摘要:如何最有效地计算多个正则表达式匹配并按发生率对结果进行排名?是否应该使用语义方法代替正则表达式?
用于说明的样本数据:
sample_string <- c("Total - Main mode of commuting for the employed labour force aged 15 years and over in private households with a usual place of work or no fixed workplace address - 25% sample data",
"Total - Language used most often at work for the population in private households aged 15 years and over who worked since January 1, 2015 - 25% sample data",
"Number of market income recipients aged 15 years and over in private households - 25% sample data",
"Number of employment income recipients aged 15 years and over in private households",
"Total - Major field of study - Classification of Instructional Programs (CIP) 2016 for the population aged 15 years and over in private households - 25% sample data",
"Total - Selected places of birth for the recent immigrant population in private households - 25% sample data",
"Total - Commuting duration for the employed labour force aged 15 years and over in private households with a usual place of work or no fixed workplace address - 25% sample data",
"Number of market income recipients aged 15 years and over in private households",
"Employment income (%)", "Total - Aboriginal ancestry for the population in private households - 25% sample data",
"Without employment income", "With after-tax income", "1 household maintainer",
"Spending 30% or more of income on shelter costs", "Total - Highest certificate, diploma or degree for the population aged 25 to 64 years in private households - 25% sample data"
)
以及包含多个词条的示例字符串查询
sample_query <- c("after tax income")
使用grepl
很容易检查字符串查询是否匹配。
sample_string[grepl(sample_query, sample_string)]

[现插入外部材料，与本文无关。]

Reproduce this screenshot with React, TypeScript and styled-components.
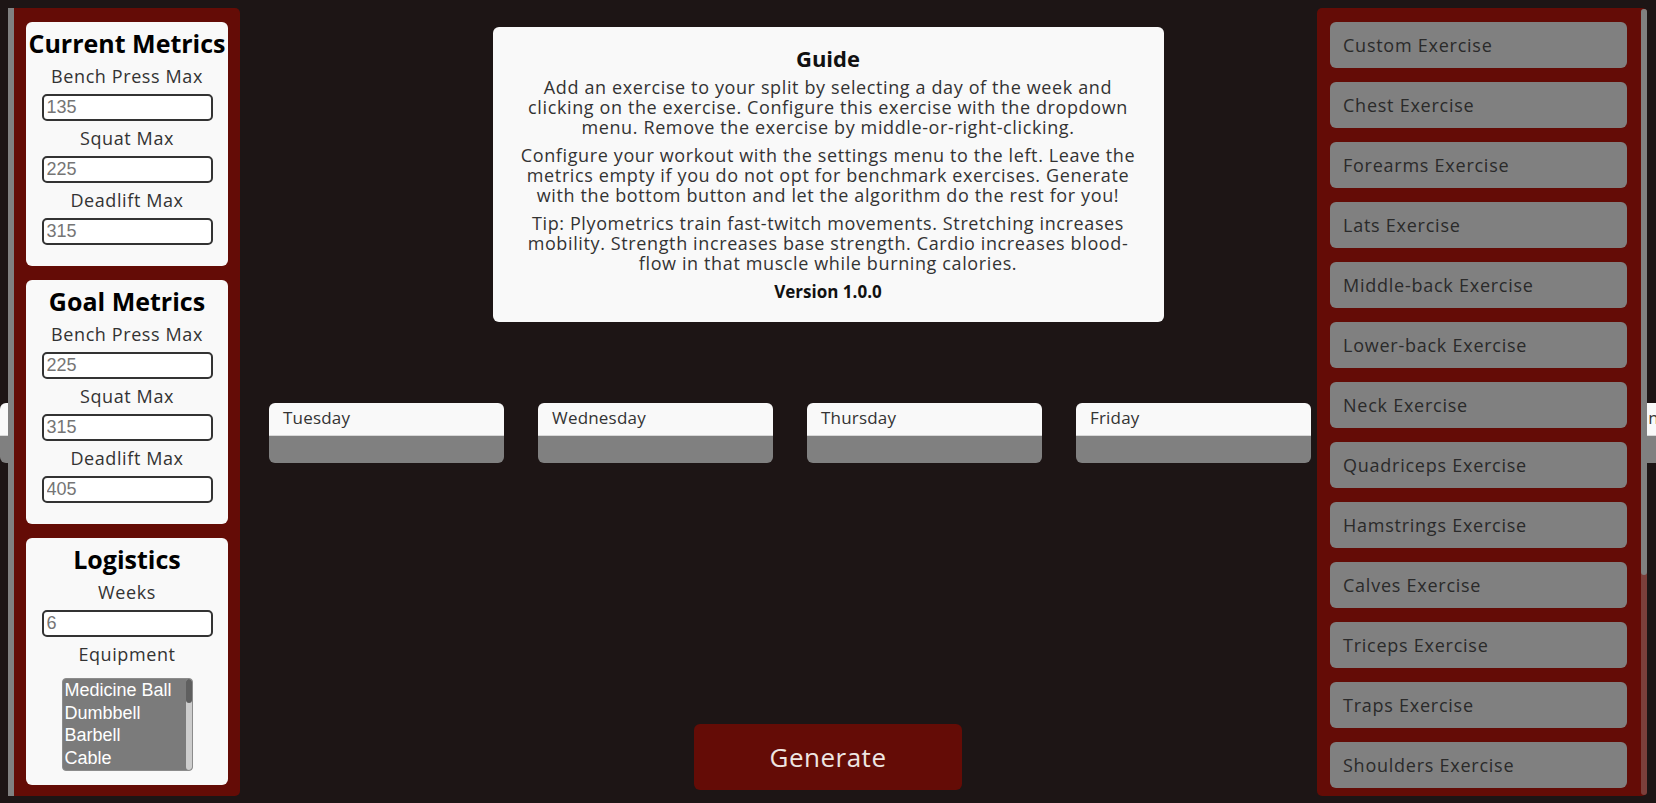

但是很明显,这在这里行不通,因为没有精确匹配,因为实际项是after-tax income
。一种替代方法是将搜索查询分为多个部分并进行检查。
sample_string[grepl(paste(unlist(strsplit(sample_query, " +")), collapse = "|"), sample_string)]
这会起作用,但会返回太多结果,因为它与任何这些术语的任何实例匹配。
[1] "Number of market income recipients aged 15 years and over in private households - 25% sample data"
[2] "Number of employment income recipients aged 15 years and over in private households"
[3] "Number of market income recipients aged 15 years and over in private households"
[4] "Employment income (%)"
[5] "Without employment income"
[6] "With after-tax income"
[7] "Spending 30% or more of income on shelter costs"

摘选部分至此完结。